While Tor is generally thought of as a place where those who want their online activity to remain anonymous, a new report suggests the FBI has been successfully tracking users across the network for some time.
Law enforcement agents were able to pin point a number of Tor users attached to the Aaron McGrath child pornography case in 2012. After obtaining warrants to track certain individuals accessing McGrath's servers, agents were able to pull exact home addresses and users names by infecting the servers with a form of malware. The tracking software identified the IP address of as many as 25 individuals in this case.
The malware tactic doesn't necessarily shut down the Tor system at its core, but instead side steps it in order to plant the tracking software on particular servers. The FBI has been able to tap users within the Tor network previously, but not with the same level of control an ease as we now know they were in the McGrath investigations.

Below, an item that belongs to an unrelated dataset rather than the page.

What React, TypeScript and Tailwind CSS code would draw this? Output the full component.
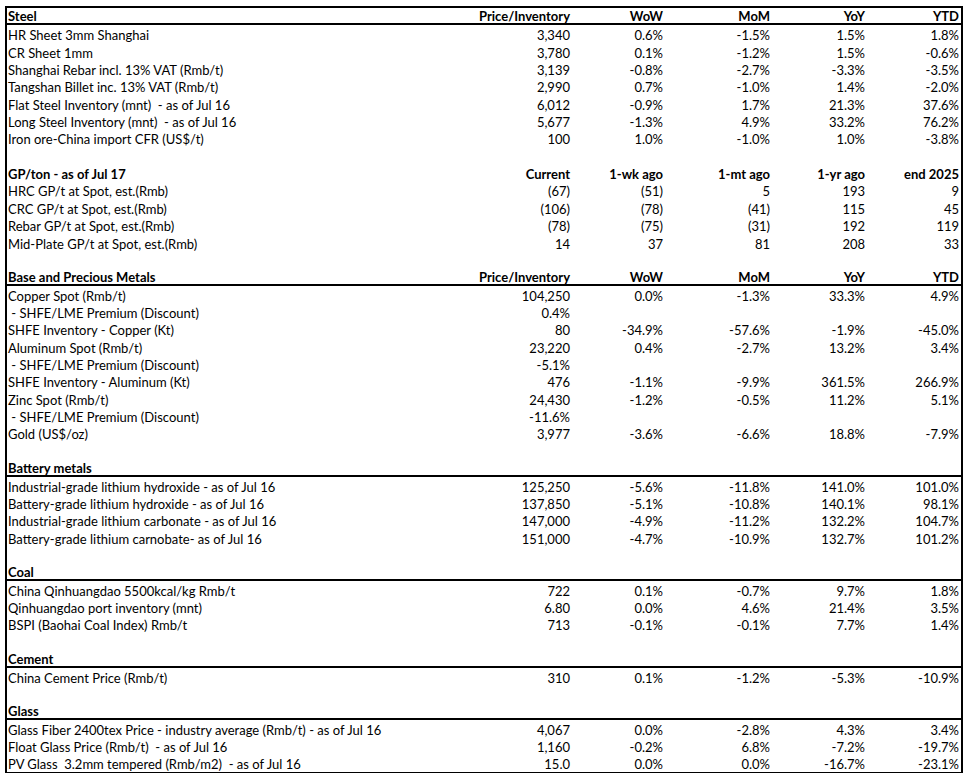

The tactic is already stirring up controversy with civil liberty groups. The FBI has apparently remained coy about the operation's details past the allotted 30 days provided by the warrant. One legal expert told Wired that normally "someone who is subject to a search warrant is told virtually immediately," and then continued by saying "what I think you have here is an egregious violation of the Fourth Amendment." Some suggest the FBI is using the malicious software technique in much broader strokes than it may seem as well, causing innocent individuals to become infected with the government malware.